** BEGIN Supplied data **

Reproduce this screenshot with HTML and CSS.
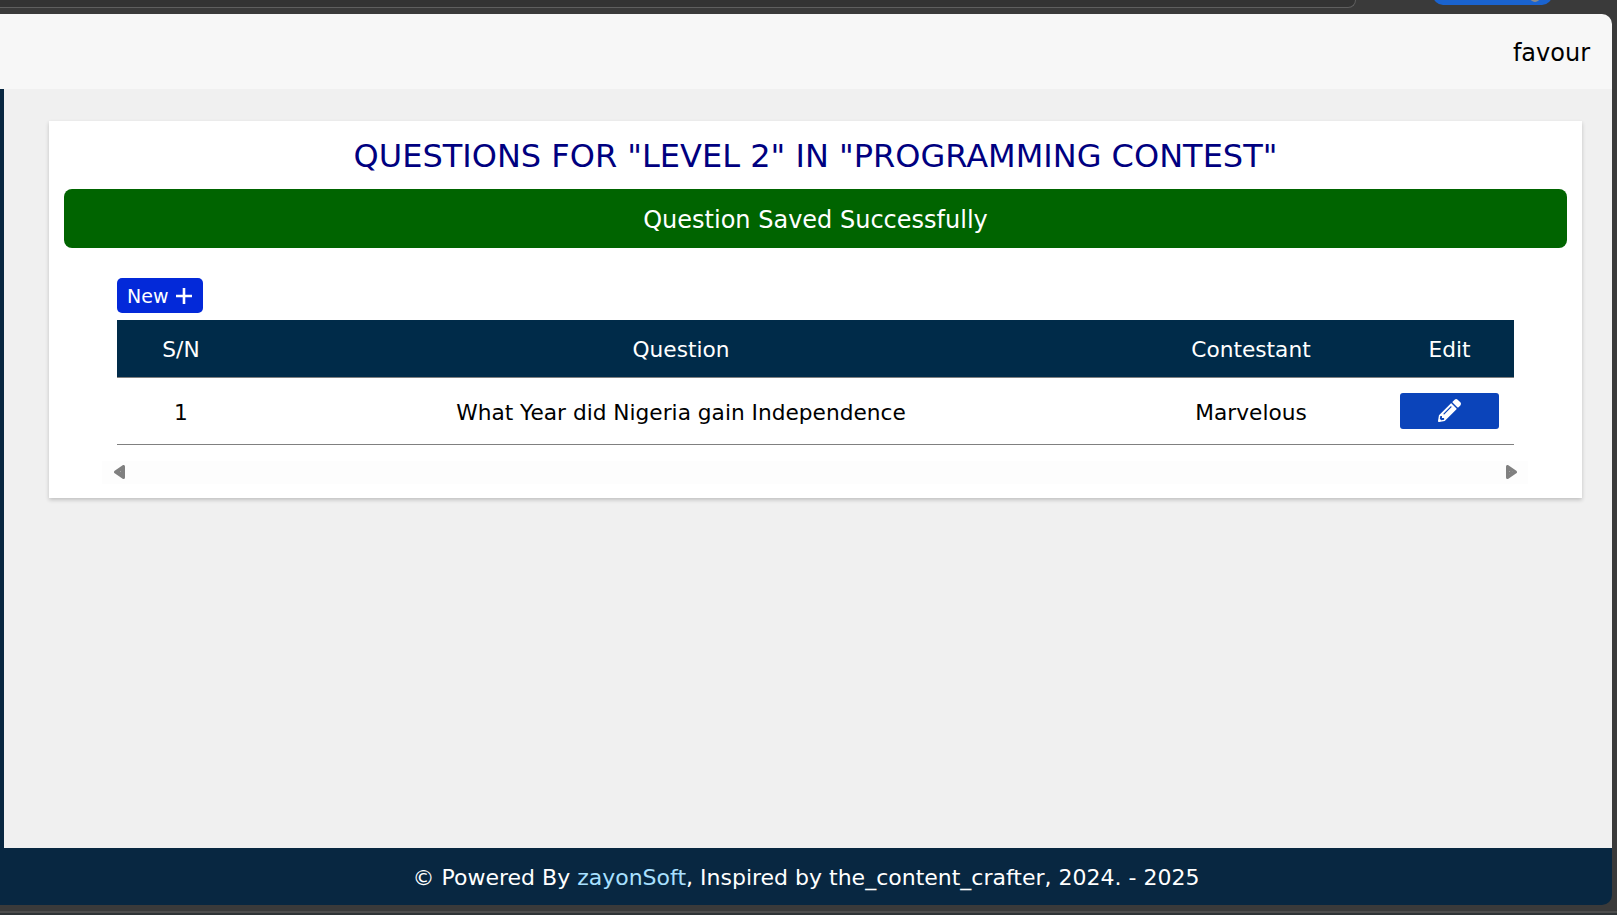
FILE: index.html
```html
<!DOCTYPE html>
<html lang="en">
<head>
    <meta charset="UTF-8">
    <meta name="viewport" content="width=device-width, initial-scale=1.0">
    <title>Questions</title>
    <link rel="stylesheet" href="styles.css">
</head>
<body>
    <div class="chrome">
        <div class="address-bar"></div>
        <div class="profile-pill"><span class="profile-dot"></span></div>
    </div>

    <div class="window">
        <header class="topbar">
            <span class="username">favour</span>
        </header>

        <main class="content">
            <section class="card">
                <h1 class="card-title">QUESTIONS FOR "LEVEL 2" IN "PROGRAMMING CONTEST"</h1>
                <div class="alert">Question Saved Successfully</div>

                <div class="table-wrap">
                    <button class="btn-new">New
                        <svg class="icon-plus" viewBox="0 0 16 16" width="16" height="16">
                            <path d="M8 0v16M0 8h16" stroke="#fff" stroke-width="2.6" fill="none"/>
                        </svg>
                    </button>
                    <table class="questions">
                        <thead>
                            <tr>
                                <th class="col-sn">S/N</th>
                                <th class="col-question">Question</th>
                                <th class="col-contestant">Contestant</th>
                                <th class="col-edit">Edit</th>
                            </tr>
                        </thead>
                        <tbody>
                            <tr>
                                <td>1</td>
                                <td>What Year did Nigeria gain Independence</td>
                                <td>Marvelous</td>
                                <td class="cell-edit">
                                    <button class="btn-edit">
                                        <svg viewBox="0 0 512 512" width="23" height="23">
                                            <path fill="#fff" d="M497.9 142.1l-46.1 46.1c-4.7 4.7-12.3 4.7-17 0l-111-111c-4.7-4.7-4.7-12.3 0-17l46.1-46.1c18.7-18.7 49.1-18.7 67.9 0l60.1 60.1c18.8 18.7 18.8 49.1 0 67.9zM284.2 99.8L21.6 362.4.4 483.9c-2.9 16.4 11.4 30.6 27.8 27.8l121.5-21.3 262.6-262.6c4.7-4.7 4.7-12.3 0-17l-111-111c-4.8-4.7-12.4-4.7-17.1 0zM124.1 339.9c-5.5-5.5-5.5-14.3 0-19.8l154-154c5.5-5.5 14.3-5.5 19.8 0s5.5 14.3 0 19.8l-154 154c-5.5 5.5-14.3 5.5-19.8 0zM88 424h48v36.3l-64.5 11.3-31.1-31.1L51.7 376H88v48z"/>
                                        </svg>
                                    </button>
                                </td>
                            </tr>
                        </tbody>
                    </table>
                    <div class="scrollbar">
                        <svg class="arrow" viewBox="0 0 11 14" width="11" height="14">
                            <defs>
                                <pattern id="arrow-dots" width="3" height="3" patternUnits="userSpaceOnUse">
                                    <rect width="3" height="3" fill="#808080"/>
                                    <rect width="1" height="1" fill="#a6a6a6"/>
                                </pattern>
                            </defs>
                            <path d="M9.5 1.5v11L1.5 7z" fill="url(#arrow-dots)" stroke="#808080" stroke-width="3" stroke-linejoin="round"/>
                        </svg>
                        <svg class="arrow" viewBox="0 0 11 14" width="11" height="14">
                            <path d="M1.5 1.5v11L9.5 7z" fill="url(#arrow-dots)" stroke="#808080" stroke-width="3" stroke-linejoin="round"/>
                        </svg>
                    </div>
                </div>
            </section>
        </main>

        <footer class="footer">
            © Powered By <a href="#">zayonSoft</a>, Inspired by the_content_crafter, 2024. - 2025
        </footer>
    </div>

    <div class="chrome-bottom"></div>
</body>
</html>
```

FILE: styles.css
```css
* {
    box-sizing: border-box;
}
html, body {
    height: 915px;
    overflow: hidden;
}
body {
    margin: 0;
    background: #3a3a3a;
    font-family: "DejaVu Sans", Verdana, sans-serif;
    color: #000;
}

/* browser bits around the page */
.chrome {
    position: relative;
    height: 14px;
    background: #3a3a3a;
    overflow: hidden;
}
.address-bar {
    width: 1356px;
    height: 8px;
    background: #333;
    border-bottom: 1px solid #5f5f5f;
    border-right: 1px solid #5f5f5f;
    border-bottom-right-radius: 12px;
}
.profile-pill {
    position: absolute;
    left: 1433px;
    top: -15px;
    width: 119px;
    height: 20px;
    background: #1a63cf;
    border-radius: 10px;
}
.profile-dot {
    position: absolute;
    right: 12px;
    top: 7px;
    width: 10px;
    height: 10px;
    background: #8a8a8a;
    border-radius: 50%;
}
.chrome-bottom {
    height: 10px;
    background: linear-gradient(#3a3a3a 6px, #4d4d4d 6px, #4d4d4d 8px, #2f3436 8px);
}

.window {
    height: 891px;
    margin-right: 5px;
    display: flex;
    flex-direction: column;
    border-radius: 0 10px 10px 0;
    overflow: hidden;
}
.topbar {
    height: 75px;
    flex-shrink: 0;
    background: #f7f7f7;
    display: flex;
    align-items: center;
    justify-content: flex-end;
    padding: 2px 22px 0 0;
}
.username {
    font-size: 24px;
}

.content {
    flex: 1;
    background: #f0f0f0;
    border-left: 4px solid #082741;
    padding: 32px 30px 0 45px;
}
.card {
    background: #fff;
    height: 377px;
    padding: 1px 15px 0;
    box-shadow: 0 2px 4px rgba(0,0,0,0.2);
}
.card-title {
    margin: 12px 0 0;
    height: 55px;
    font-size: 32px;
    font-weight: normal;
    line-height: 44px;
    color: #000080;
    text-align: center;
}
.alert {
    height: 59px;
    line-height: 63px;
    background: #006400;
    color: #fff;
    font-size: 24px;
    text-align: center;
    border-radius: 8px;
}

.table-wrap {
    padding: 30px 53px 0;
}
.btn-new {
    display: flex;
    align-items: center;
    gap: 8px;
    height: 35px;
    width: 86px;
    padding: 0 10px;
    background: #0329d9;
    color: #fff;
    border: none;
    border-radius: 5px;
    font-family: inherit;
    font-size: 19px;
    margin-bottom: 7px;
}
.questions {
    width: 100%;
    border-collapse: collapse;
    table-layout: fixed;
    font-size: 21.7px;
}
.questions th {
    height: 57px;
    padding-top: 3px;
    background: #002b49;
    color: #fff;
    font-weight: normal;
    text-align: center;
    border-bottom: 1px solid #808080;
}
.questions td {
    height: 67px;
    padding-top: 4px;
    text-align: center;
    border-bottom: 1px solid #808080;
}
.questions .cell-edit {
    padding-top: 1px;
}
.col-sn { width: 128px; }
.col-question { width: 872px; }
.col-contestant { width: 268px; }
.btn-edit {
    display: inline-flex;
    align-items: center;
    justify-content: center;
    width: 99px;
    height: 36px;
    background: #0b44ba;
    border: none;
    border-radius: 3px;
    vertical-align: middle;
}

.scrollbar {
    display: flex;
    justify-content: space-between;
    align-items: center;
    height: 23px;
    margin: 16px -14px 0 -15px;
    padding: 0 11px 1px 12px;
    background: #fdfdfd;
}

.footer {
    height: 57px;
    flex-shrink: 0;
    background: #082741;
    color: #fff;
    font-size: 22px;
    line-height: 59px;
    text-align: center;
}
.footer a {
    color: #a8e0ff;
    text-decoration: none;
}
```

** END Supplied data **

Set problem: Print out the material word for word, omitting the pictures.

Output of the task:
Reproduce this screenshot with HTML and CSS.
FILE: index.html
```html
<!DOCTYPE html>
<html lang="en">
<head>
    <meta charset="UTF-8">
    <meta name="viewport" content="width=device-width, initial-scale=1.0">
    <title>Questions</title>
    <link rel="stylesheet" href="styles.css">
</head>
<body>
    <div class="chrome">
        <div class="address-bar"></div>
        <div class="profile-pill"><span class="profile-dot"></span></div>
    </div>

    <div class="window">
        <header class="topbar">
            <span class="username">favour</span>
        </header>

        <main class="content">
            <section class="card">
                <h1 class="card-title">QUESTIONS FOR "LEVEL 2" IN "PROGRAMMING CONTEST"</h1>
                <div class="alert">Question Saved Successfully</div>

                <div class="table-wrap">
                    <button class="btn-new">New
                        <svg class="icon-plus" viewBox="0 0 16 16" width="16" height="16">
                            <path d="M8 0v16M0 8h16" stroke="#fff" stroke-width="2.6" fill="none"/>
                        </svg>
                    </button>
                    <table class="questions">
                        <thead>
                            <tr>
                                <th class="col-sn">S/N</th>
                                <th class="col-question">Question</th>
                                <th class="col-contestant">Contestant</th>
                                <th class="col-edit">Edit</th>
                            </tr>
                        </thead>
                        <tbody>
                            <tr>
                                <td>1</td>
                                <td>What Year did Nigeria gain Independence</td>
                                <td>Marvelous</td>
                                <td class="cell-edit">
                                    <button class="btn-edit">
                                        <svg viewBox="0 0 512 512" width="23" height="23">
                                            <path fill="#fff" d="M497.9 142.1l-46.1 46.1c-4.7 4.7-12.3 4.7-17 0l-111-111c-4.7-4.7-4.7-12.3 0-17l46.1-46.1c18.7-18.7 49.1-18.7 67.9 0l60.1 60.1c18.8 18.7 18.8 49.1 0 67.9zM284.2 99.8L21.6 362.4.4 483.9c-2.9 16.4 11.4 30.6 27.8 27.8l121.5-21.3 262.6-262.6c4.7-4.7 4.7-12.3 0-17l-111-111c-4.8-4.7-12.4-4.7-17.1 0zM124.1 339.9c-5.5-5.5-5.5-14.3 0-19.8l154-154c5.5-5.5 14.3-5.5 19.8 0s5.5 14.3 0 19.8l-154 154c-5.5 5.5-14.3 5.5-19.8 0zM88 424h48v36.3l-64.5 11.3-31.1-31.1L51.7 376H88v48z"/>
                                        </svg>
                                    </button>
                                </td>
                            </tr>
                        </tbody>
                    </table>
                    <div class="scrollbar">
                        <svg class="arrow" viewBox="0 0 11 14" width="11" height="14">
                            <defs>
                                <pattern id="arrow-dots" width="3" height="3" patternUnits="userSpaceOnUse">
                                    <rect width="3" height="3" fill="#808080"/>
                                    <rect width="1" height="1" fill="#a6a6a6"/>
                                </pattern>
                            </defs>
                            <path d="M9.5 1.5v11L1.5 7z" fill="url(#arrow-dots)" stroke="#808080" stroke-width="3" stroke-linejoin="round"/>
                        </svg>
                        <svg class="arrow" viewBox="0 0 11 14" width="11" height="14">
                            <path d="M1.5 1.5v11L9.5 7z" fill="url(#arrow-dots)" stroke="#808080" stroke-width="3" stroke-linejoin="round"/>
                        </svg>
                    </div>
                </div>
            </section>
        </main>

        <footer class="footer">
            © Powered By <a href="#">zayonSoft</a>, Inspired by the_content_crafter, 2024. - 2025
        </footer>
    </div>

    <div class="chrome-bottom"></div>
</body>
</html>
```

FILE: styles.css
```css
* {
    box-sizing: border-box;
}
html, body {
    height: 915px;
    overflow: hidden;
}
body {
    margin: 0;
    background: #3a3a3a;
    font-family: "DejaVu Sans", Verdana, sans-serif;
    color: #000;
}

/* browser bits around the page */
.chrome {
    position: relative;
    height: 14px;
    background: #3a3a3a;
    overflow: hidden;
}
.address-bar {
    width: 1356px;
    height: 8px;
    background: #333;
    border-bottom: 1px solid #5f5f5f;
    border-right: 1px solid #5f5f5f;
    border-bottom-right-radius: 12px;
}
.profile-pill {
    position: absolute;
    left: 1433px;
    top: -15px;
    width: 119px;
    height: 20px;
    background: #1a63cf;
    border-radius: 10px;
}
.profile-dot {
    position: absolute;
    right: 12px;
    top: 7px;
    width: 10px;
    height: 10px;
    background: #8a8a8a;
    border-radius: 50%;
}
.chrome-bottom {
    height: 10px;
    background: linear-gradient(#3a3a3a 6px, #4d4d4d 6px, #4d4d4d 8px, #2f3436 8px);
}

.window {
    height: 891px;
    margin-right: 5px;
    display: flex;
    flex-direction: column;
    border-radius: 0 10px 10px 0;
    overflow: hidden;
}
.topbar {
    height: 75px;
    flex-shrink: 0;
    background: #f7f7f7;
    display: flex;
    align-items: center;
    justify-content: flex-end;
    padding: 2px 22px 0 0;
}
.username {
    font-size: 24px;
}

.content {
    flex: 1;
    background: #f0f0f0;
    border-left: 4px solid #082741;
    padding: 32px 30px 0 45px;
}
.card {
    background: #fff;
    height: 377px;
    padding: 1px 15px 0;
    box-shadow: 0 2px 4px rgba(0,0,0,0.2);
}
.card-title {
    margin: 12px 0 0;
    height: 55px;
    font-size: 32px;
    font-weight: normal;
    line-height: 44px;
    color: #000080;
    text-align: center;
}
.alert {
    height: 59px;
    line-height: 63px;
    background: #006400;
    color: #fff;
    font-size: 24px;
    text-align: center;
    border-radius: 8px;
}

.table-wrap {
    padding: 30px 53px 0;
}
.btn-new {
    display: flex;
    align-items: center;
    gap: 8px;
    height: 35px;
    width: 86px;
    padding: 0 10px;
    background: #0329d9;
    color: #fff;
    border: none;
    border-radius: 5px;
    font-family: inherit;
    font-size: 19px;
    margin-bottom: 7px;
}
.questions {
    width: 100%;
    border-collapse: collapse;
    table-layout: fixed;
    font-size: 21.7px;
}
.questions th {
    height: 57px;
    padding-top: 3px;
    background: #002b49;
    color: #fff;
    font-weight: normal;
    text-align: center;
    border-bottom: 1px solid #808080;
}
.questions td {
    height: 67px;
    padding-top: 4px;
    text-align: center;
    border-bottom: 1px solid #808080;
}
.questions .cell-edit {
    padding-top: 1px;
}
.col-sn { width: 128px; }
.col-question { width: 872px; }
.col-contestant { width: 268px; }
.btn-edit {
    display: inline-flex;
    align-items: center;
    justify-content: center;
    width: 99px;
    height: 36px;
    background: #0b44ba;
    border: none;
    border-radius: 3px;
    vertical-align: middle;
}

.scrollbar {
    display: flex;
    justify-content: space-between;
    align-items: center;
    height: 23px;
    margin: 16px -14px 0 -15px;
    padding: 0 11px 1px 12px;
    background: #fdfdfd;
}

.footer {
    height: 57px;
    flex-shrink: 0;
    background: #082741;
    color: #fff;
    font-size: 22px;
    line-height: 59px;
    text-align: center;
}
.footer a {
    color: #a8e0ff;
    text-decoration: none;
}
```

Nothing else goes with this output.